The canonical metric definitions live in src/keycloak_operator/observability/metrics.py. The MetricsCollector class provides the interface; handlers must not use raw metric objects directly.

Rejected Alternatives

Keep resource_name labels but add recording rules to pre-aggregate

Recording rules reduce query cost but not ingestion or storage cost. The raw high-cardinality series still consume memory and disk. Also adds operational complexity for users who must deploy the recording rules alongside the operator.

Use OpenTelemetry for per-resource metrics and Prometheus for aggregates

Adds an infrastructure dependency (OTel collector, backend). Structured logging with correlation IDs already provides per-resource observability without the cardinality problem and without requiring additional infrastructure.
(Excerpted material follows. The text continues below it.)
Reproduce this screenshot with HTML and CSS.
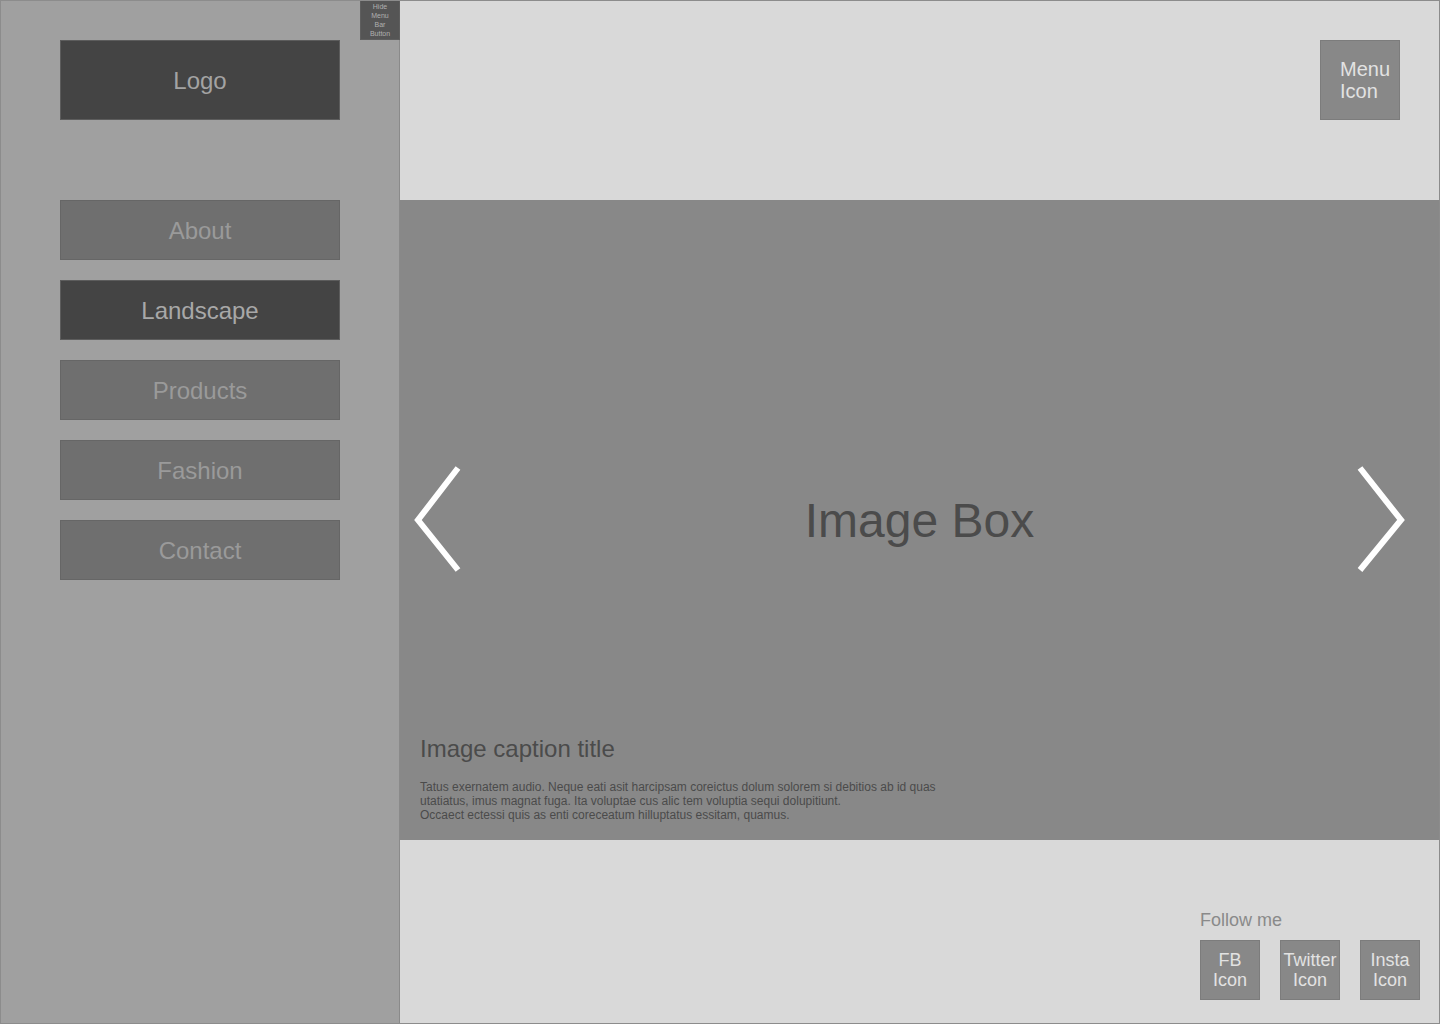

Allow subsystem-specific prefixes (keycloak_api_, keycloak_operator_)

Users should not need internal knowledge of operator architecture to discover metrics. A single prefix enables {name=~'keycloak_operator_.*'} for all operator metrics.

Use metric label allowlists enforced at scrape time

Pushes the problem to the user's Prometheus config. The operator should emit clean metrics by default, not require users to filter out cardinality bombs.